Shipping lines adrift in stormy economic seas
Updated: 2013-07-19 07:32
By Zhong Nan (China Daily)
China Cosco Holding Co Ltd invested heavily to expand capacity in 2008, when international freight rates were at record highs. But as the economy further slows and demand shrinks, its huge capacity has become a big liability. Xu Peiqin / For China Daily
Limited cashflows, weak demand, higher costs batter hard-hit sector
Even though China's first-half export performance was stable, the vast shipping sector will remain vulnerable as limited cashflows, lower freight rates and tight liquidity squeeze the industry.
Zhang Shouguo, vice-president of the China Shipowners' Association, said the country's shipping industry is at a critical point as it grapples with waning demand and higher costs, and many small businesses face bankruptcy.
Despite tough global economic conditions, China's exports rose 10.4 percent to $1.05 trillion while imports increased 6.7 percent to $944.87 billion. But those gains didn't do much for the shipping industry.
"The industry's troubles are likely to persist due to overall weak demand, depressed freight rates and price wars," Zhang said. "In the container business, capacity management needs to be more aggressive to restore the demand and supply relationship."
The Shanghai Containerized Freight Index, which measures outbound container rates, has fallen to one of its lowest points in recent years. The current cost of transporting a container to Europe is about $720, far below the break-even point.
China Cosco Holding Co Ltd, the country's biggest shipping company, said first-half operating revenue rose 0.69 percent to 3.63 billion yuan ($591 million). It posted a loss of 78 million yuan, compared with a year-earlier loss of 4.87 billion yuan.
Cosco Shipping Co, another Cosco listed unit, said its first-half net loss tripled to 78 million yuan, the latest sign that slowing growth in China is eroding corporate earnings.
The Chinese shipping giant invested heavily to expand capacity in 2008, when international freight rates were at record highs. But as the economy further slows and demand shrinks, its huge capacity has become a big liability.
"The global shipping industry, often seen as a barometer of the health of the world economy, sustained a heavy blow from the recent global economic woes.
"Cosco's troubles are part of a broader industry shakeout that has been exacerbated by the nation's rise as a global shipping power," said Liu Bin, a professor at Dalian Maritime University in Liaoning province.
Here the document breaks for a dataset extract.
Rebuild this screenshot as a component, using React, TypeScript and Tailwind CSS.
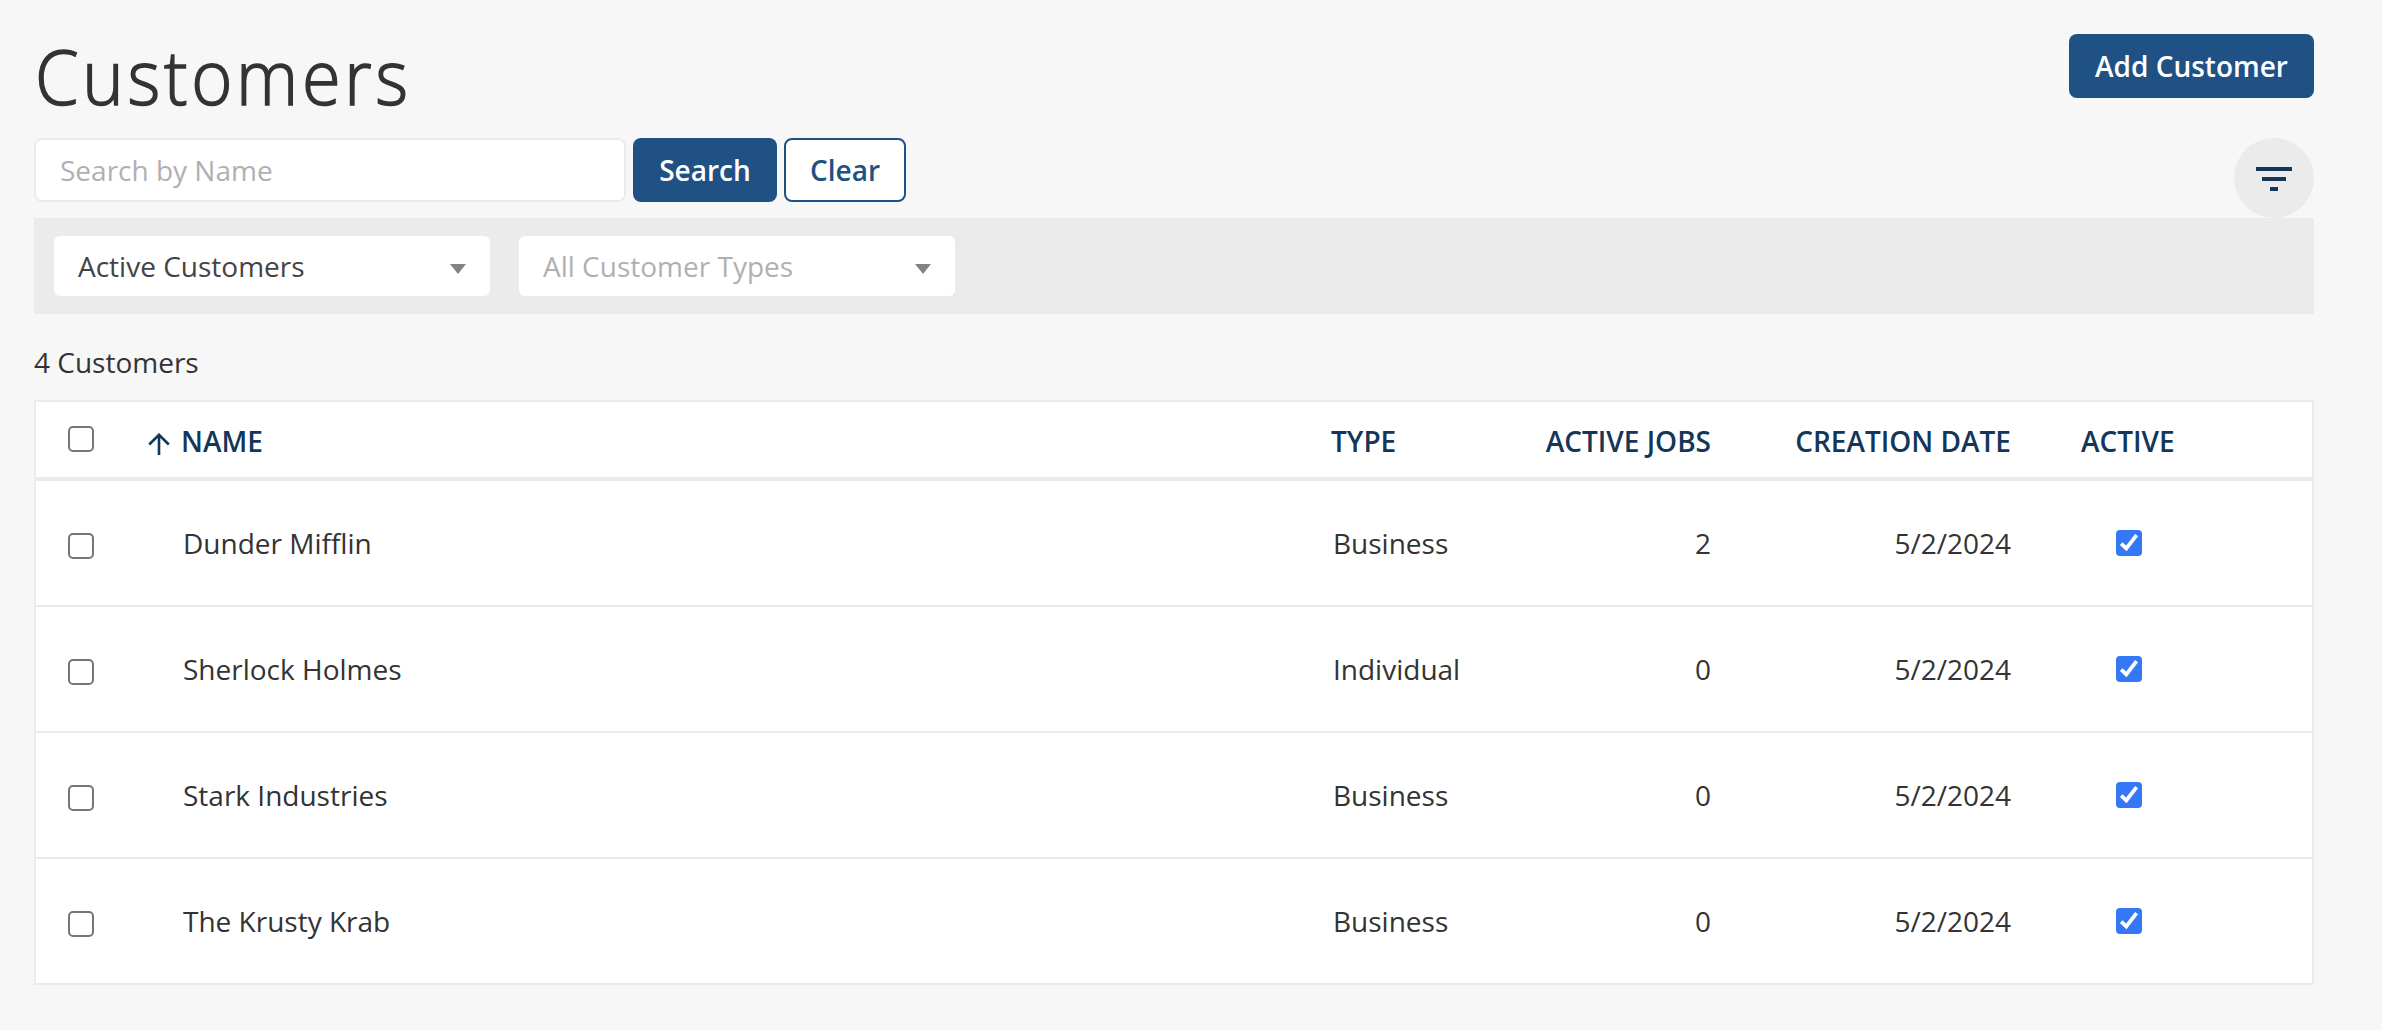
import { useState } from "react";

const customers = [
  { name: "Dunder Mifflin", type: "Business", jobs: 2, created: "5/2/2024" },
  { name: "Sherlock Holmes", type: "Individual", jobs: 0, created: "5/2/2024" },
  { name: "Stark Industries", type: "Business", jobs: 0, created: "5/2/2024" },
  { name: "The Krusty Krab", type: "Business", jobs: 0, created: "5/2/2024" },
];

const columns =
  "grid grid-cols-[112px_1183px_200px_180px_300px_1fr] items-center";

function Checkbox({ checked, onChange }: { checked: boolean; onChange: () => void }) {
  return (
    <button
      type="button"
      role="checkbox"
      aria-checked={checked}
      onClick={onChange}
      className={`block w-[26px] h-[26px] ${
        checked
          ? "rounded-[4px] bg-[#3478f6]"
          : "rounded-[5px] border-2 border-[#76767a] bg-white"
      }`}
    >
      {checked && (
        <svg viewBox="0 0 26 26" className="block w-[26px] h-[26px]">
          <path
            d="M5.2 13.6 L10.3 18.4 L20.6 5.2"
            fill="none"
            stroke="#fff"
            strokeWidth="3.8"
          />
        </svg>
      )}
    </button>
  );
}

function Select({ label, muted }: { label: string; muted?: boolean }) {
  return (
    <button
      type="button"
      className="flex items-center justify-between w-[436px] h-[60px] pl-6 pr-6 rounded-md bg-white"
    >
      <span className={muted ? "text-[#b0b0b0]" : "text-[#444]"}>{label}</span>
      <svg viewBox="0 0 16 10" className="w-4 h-2.5 mt-[6px]">
        <path d="M0 0h16L8 10z" fill="#808285" />
      </svg>
    </button>
  );
}

export default function App() {
  const [query, setQuery] = useState("");
  const [selected, setSelected] = useState<string[]>([]);
  const [inactive, setInactive] = useState<string[]>([]);

  const toggle = (list: string[], name: string) =>
    list.includes(name) ? list.filter((n) => n !== name) : [...list, name];

  const allSelected = selected.length === customers.length;

  return (
    <div className="min-h-screen bg-[#f7f7f7] pl-[34px] pr-[68px] pt-[34px] font-['Open_Sans',sans-serif] text-[28px] leading-[38px] text-[#333]">
      {/* Title */}
      <div className="flex items-start justify-between h-[104px]">
        <h1 className="origin-left scale-x-[0.925] font-light tracking-[4px] [-webkit-text-stroke:1.5px_#333] text-[76px] leading-[90px] text-[#333] -mt-[3px] ml-px">
          Customers
        </h1>
        <button
          type="button"
          className="w-[245px] h-16 rounded-lg bg-[#205184] text-white font-semibold"
        >
          Add Customer
        </button>
      </div>

      {/* Search */}
      <div className="flex items-start justify-between">
        <div className="flex gap-[7px]">
          <input
            type="text"
            placeholder="Search by Name"
            value={query}
            onChange={(e) => setQuery(e.target.value)}
            className="w-[592px] h-16 px-6 rounded-lg border-2 border-[#ebebeb] bg-white placeholder-[#b0b0b0] focus:outline-none"
          />
          <button
            type="button"
            className="w-36 h-16 rounded-lg bg-[#205184] text-white font-semibold"
          >
            Search
          </button>
          <button
            type="button"
            onClick={() => setQuery("")}
            className="w-[122px] h-16 rounded-lg border-2 border-[#205184] bg-white text-[#205184] font-semibold"
          >
            Clear
          </button>
        </div>
        <button
          type="button"
          aria-label="Filter"
          className="flex items-center justify-center w-20 h-20 rounded-full bg-[#ebebeb]"
        >
          <svg viewBox="0 0 36 24" className="w-9 h-6 mt-[2px]">
            <path d="M0 0h36v4H0zM6 10h24v4H6zM14 20h8v4h-8z" fill="#133659" />
          </svg>
        </button>
      </div>

      {/* Filters */}
      <div className="flex items-center gap-[29px] h-24 px-5 bg-[#ebebeb]">
        <Select label="Active Customers" />
        <Select label="All Customer Types" muted />
      </div>

      <p className="mt-[29px] mb-[19px]">{customers.length} Customers</p>

      {/* Table */}
      <div className="border-2 border-b-0 border-[#ebebeb] bg-white">
        <div
          className={`${columns} h-[79px] border-b-4 border-[#ebebeb] font-semibold text-[#133659]`}
        >
          <div className="pl-8 pb-[2px]">
            <Checkbox
              checked={allSelected}
              onChange={() =>
                setSelected(allSelected ? [] : customers.map((c) => c.name))
              }
            />
          </div>
          <div className="flex items-center gap-[11px] pt-[3px]">
            <svg viewBox="0 0 22 22" className="w-[22px] h-[22px] mt-[6px]">
              <path
                d="M11 22V2M1.2 11.5L11 1.8l9.8 9.7"
                fill="none"
                stroke="#133659"
                strokeWidth="2.6"
              />
            </svg>
            NAME
          </div>
          <div className="pt-[3px]">TYPE</div>
          <div className="pt-[3px] text-right whitespace-nowrap">ACTIVE JOBS</div>
          <div className="pt-[3px] text-right">CREATION DATE</div>
          <div className="pt-[3px] pl-[70px]">ACTIVE</div>
        </div>

        {customers.map((c) => (
          <div
            key={c.name}
            className={`${columns} h-[126px] border-b-2 border-[#ebebeb]`}
          >
            <div className="pl-8 pt-[6px]">
              <Checkbox
                checked={selected.includes(c.name)}
                onChange={() => setSelected((s) => toggle(s, c.name))}
              />
            </div>
            <div className="pl-[35px]">{c.name}</div>
            <div className="pl-0.5">{c.type}</div>
            <div className="text-right">{c.jobs}</div>
            <div className="text-right">{c.created}</div>
            <div className="pl-[105px]">
              <Checkbox
                checked={!inactive.includes(c.name)}
                onChange={() => setInactive((s) => toggle(s, c.name))}
              />
            </div>
          </div>
        ))}
      </div>
    </div>
  );
}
Liu said although the world economy is recovering slowly, both developed and emerging economies such as China, Brazil, France and Germany have reduced their commodity demand.
Unpredictable United States currency policies and falling commodity prices have also forced international goods traders and governments to lower their expectations for global trade.
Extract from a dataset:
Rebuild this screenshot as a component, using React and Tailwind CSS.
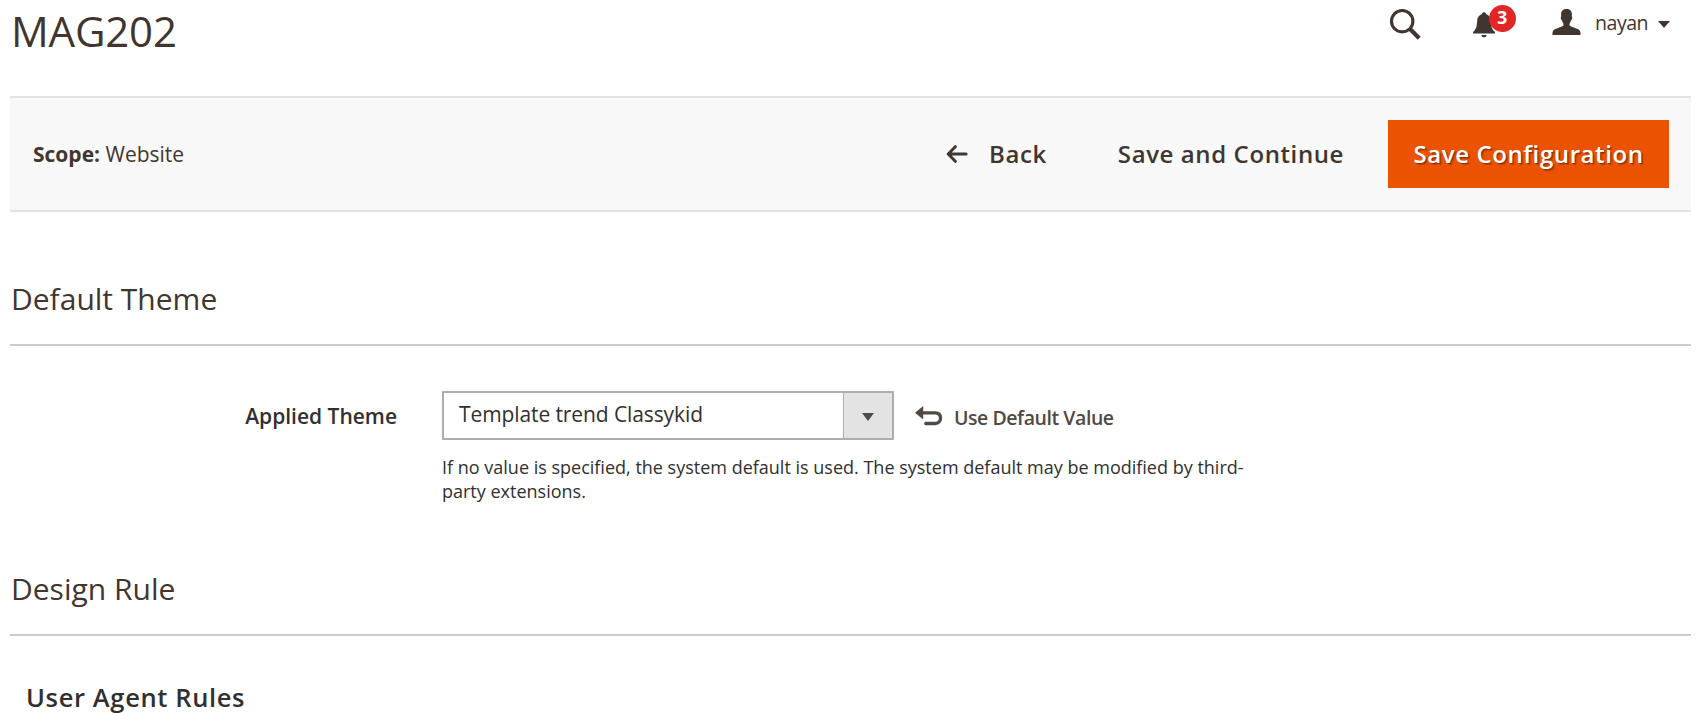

"Because the flagging European and US economies and increased shipping capacity have led to long-term lower profitability, Chinese shipping companies will continue to struggle in the second half of the year as the nation is experiencing an economic slowdown and high oil prices," said Zhou Liwei, a researcher at the China Classification Society in Beijing.
Given expectations of a further global slowdown in the second half, analysts don't expect the shipping sector to return to profitability in the short term. Most Chinese shipping lines hope to get government subsidies or aid.
Tan Li, general manager of strategic development at China Cosco Holding, said the company is looking more carefully at certain market segments to make a profit.
"Although the container and bulk cargo businesses are being squeezed, 60 percent of our capacity is concentrated in the multi-purpose heavy lift on board," Tan said.
"In addition, about 30 percent of our capacity is concentrated in special vessels. For the drilling-vessel business in 2014, in 2015, we see a rising trend," Tan said.
Rather than waiting for the government policy to stimulate the market, the management team of China Cosco Holdings plans to sell Cosco Logistics Co to State-backed parent company China Ocean Shipping (Group) Co for 6.74 billion yuan.
The sale will give China Cosco a pretax gain of about 1.96 billion yuan by the end of this year.
China Shipping Container Lines Co Ltd, another major shipping firm, is keen to invest $1.51 billion to equip six liquefied natural gas carriers from Shanghai-based Hudong-Zhonghua Shipbuilding (Group) Co Ltd.
Meng Lingru, an industry analyst with Shanxi Securities Co, said China's economy is still dominated to some extent by investment policies and packages, which could help big shipping companies find new market growth.
"China's urbanization means more buildings, roads and manufacturing facilities will be built in cities and towns, which could save its shipping industry as cities demand more grain, commodities, raw materials and energy," Meng said.
"Thus, any investment-based stimulus methods will shore up its shipping industry, which has been struggling with harsh market conditions in recent years."